Data provided:
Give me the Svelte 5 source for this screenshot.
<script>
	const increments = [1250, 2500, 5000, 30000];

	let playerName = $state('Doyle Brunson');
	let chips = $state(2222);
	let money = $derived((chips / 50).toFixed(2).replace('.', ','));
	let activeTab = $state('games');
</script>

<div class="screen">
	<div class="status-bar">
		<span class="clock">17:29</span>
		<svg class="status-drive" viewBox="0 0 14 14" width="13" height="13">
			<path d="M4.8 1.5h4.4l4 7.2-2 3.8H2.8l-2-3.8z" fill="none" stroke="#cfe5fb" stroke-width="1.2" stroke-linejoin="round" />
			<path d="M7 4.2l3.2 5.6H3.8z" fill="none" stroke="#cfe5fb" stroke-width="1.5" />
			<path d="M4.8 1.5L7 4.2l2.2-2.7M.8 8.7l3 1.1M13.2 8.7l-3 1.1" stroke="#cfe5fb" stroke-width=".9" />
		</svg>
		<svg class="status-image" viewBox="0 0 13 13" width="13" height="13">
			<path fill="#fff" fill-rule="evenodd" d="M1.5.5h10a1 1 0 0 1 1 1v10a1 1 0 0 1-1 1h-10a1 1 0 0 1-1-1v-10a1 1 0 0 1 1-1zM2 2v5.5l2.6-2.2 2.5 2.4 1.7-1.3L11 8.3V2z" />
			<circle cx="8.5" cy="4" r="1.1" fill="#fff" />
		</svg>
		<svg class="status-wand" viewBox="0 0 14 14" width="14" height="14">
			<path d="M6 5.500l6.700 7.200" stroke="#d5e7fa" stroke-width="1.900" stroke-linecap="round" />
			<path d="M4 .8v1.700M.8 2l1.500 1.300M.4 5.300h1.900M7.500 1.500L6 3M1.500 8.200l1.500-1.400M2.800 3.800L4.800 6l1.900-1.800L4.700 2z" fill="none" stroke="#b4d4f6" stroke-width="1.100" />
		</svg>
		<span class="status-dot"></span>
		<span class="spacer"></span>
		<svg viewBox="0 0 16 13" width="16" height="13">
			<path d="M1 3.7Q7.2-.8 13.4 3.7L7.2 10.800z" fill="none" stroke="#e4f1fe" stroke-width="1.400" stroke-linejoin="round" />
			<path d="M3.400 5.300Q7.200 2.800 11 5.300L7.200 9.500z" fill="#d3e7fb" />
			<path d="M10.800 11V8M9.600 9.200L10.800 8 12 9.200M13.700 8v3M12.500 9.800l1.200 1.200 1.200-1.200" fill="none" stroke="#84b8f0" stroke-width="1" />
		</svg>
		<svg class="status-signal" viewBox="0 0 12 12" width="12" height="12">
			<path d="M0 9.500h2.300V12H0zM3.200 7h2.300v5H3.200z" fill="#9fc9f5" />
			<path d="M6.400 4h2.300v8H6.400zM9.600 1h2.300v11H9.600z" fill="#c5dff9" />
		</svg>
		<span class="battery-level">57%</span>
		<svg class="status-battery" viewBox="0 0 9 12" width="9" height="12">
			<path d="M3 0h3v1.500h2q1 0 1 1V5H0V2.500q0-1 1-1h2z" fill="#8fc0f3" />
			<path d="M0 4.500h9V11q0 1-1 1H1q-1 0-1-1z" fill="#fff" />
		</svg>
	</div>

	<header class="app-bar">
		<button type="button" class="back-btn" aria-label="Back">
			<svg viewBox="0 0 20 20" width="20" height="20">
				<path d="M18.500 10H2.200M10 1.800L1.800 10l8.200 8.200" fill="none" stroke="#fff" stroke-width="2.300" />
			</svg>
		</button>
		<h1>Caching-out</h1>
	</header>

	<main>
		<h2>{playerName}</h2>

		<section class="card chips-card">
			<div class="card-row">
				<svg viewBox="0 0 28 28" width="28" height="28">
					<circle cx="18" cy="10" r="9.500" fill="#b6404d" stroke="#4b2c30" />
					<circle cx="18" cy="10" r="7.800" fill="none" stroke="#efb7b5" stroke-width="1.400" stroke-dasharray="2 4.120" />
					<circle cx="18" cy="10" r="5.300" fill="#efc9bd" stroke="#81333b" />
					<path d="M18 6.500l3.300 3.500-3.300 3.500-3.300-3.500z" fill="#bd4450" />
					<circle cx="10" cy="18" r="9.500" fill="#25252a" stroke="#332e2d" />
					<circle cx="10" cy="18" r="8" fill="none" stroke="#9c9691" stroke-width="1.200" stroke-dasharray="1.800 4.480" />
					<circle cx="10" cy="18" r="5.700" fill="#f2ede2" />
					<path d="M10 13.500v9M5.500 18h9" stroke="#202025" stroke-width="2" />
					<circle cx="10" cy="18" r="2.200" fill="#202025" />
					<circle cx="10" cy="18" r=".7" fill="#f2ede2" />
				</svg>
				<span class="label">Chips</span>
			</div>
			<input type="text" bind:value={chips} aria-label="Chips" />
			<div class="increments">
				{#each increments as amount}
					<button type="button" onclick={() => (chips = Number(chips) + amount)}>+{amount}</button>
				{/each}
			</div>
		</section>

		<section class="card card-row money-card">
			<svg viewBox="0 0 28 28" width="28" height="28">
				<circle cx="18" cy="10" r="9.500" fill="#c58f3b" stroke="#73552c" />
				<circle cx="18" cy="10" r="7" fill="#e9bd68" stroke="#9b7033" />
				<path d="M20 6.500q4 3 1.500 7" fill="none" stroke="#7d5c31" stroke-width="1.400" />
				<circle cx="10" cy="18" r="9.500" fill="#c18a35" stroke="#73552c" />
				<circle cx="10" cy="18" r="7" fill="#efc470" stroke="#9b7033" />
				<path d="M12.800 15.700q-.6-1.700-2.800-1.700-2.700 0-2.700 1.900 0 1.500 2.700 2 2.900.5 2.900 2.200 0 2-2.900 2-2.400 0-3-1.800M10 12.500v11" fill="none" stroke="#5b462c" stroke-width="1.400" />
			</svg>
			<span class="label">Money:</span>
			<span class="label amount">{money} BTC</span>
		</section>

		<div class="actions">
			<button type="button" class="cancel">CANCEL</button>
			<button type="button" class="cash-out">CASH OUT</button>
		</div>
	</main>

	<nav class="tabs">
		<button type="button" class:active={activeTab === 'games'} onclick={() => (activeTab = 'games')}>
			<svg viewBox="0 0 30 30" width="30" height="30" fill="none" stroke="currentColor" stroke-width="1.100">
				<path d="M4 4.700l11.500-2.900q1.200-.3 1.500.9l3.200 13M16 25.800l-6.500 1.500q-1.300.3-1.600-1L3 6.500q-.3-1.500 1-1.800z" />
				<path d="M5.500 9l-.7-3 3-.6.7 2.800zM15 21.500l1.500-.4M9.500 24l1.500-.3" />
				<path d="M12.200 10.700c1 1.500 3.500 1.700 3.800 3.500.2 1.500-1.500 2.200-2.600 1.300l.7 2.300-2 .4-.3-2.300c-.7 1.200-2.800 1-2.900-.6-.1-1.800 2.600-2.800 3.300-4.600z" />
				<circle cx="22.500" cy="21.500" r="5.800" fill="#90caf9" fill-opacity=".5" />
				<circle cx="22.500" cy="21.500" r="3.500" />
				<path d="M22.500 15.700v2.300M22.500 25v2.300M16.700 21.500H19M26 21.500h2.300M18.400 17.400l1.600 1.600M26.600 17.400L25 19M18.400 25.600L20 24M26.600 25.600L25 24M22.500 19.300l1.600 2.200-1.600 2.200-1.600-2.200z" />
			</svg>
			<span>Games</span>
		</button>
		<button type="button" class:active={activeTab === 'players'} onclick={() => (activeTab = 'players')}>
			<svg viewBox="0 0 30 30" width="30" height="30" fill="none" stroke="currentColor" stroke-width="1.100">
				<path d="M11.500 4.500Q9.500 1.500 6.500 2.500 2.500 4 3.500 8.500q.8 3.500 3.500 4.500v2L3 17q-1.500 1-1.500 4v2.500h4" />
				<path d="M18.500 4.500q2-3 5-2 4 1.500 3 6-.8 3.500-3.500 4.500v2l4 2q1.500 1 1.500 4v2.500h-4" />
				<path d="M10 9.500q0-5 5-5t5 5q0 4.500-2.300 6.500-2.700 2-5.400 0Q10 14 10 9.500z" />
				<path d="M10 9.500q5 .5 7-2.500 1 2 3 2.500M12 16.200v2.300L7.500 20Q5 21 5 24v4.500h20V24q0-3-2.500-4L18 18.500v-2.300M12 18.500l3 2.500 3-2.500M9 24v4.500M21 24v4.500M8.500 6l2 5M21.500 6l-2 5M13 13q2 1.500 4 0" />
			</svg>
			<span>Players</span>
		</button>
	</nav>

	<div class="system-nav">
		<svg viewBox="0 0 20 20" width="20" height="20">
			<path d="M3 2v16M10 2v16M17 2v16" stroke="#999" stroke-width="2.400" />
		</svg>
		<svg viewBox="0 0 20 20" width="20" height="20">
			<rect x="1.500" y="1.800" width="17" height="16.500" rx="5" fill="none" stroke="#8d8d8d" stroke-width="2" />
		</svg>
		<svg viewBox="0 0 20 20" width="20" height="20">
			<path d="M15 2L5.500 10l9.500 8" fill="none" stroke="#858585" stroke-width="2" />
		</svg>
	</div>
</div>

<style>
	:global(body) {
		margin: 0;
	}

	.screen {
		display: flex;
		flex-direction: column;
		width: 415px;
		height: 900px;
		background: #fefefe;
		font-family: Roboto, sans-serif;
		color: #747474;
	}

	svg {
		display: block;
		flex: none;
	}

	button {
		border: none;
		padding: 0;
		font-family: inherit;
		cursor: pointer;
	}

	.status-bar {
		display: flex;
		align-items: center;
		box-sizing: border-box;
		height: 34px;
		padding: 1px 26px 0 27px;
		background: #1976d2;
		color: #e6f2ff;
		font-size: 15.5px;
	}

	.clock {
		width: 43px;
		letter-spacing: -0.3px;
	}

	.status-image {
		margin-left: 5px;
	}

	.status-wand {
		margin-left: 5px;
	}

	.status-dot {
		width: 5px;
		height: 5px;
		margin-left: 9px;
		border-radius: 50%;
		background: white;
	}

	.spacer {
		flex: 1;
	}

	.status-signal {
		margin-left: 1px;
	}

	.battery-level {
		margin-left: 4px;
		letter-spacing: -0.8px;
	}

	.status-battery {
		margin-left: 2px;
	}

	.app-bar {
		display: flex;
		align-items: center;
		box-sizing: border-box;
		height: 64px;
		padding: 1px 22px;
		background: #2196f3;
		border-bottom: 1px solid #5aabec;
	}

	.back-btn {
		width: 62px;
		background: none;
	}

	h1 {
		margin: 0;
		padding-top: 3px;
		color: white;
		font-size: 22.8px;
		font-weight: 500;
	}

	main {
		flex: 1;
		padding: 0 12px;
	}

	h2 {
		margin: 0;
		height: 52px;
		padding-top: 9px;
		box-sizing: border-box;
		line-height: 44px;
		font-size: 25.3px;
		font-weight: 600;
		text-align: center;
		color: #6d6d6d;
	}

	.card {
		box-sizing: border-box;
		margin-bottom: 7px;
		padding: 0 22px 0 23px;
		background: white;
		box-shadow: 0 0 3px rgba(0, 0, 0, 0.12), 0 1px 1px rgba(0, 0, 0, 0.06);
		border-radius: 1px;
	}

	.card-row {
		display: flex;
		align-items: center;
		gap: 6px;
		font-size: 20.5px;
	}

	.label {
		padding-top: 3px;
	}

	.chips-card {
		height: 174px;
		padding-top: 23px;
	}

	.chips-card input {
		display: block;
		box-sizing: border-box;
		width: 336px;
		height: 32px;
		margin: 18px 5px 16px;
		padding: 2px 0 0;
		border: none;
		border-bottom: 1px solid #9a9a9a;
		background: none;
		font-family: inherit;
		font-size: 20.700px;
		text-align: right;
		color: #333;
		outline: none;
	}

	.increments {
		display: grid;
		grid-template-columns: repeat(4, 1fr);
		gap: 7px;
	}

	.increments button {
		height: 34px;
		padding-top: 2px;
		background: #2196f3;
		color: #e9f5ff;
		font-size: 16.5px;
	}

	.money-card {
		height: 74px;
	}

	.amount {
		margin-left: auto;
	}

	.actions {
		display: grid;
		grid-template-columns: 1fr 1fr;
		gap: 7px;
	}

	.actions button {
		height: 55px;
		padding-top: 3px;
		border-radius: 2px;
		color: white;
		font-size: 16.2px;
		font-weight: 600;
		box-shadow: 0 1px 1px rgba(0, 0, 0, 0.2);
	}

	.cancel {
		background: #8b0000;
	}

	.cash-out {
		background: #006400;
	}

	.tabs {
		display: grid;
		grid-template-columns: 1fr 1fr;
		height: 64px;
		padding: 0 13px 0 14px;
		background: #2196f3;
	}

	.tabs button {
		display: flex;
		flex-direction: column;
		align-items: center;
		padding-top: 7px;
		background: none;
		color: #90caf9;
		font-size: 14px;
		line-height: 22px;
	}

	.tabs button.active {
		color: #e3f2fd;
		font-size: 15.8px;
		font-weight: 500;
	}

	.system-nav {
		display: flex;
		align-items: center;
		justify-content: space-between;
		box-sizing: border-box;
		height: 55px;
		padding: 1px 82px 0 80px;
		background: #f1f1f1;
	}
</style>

Your objective: Return the opening line of the data and every line after it through the line containing "const increments = [1250, 2500, 5000, 30000];", please, exactly as written and with nothing added.

Result of this exercise:
Give me the Svelte 5 source for this screenshot.
<script>
	const increments = [1250, 2500, 5000, 30000];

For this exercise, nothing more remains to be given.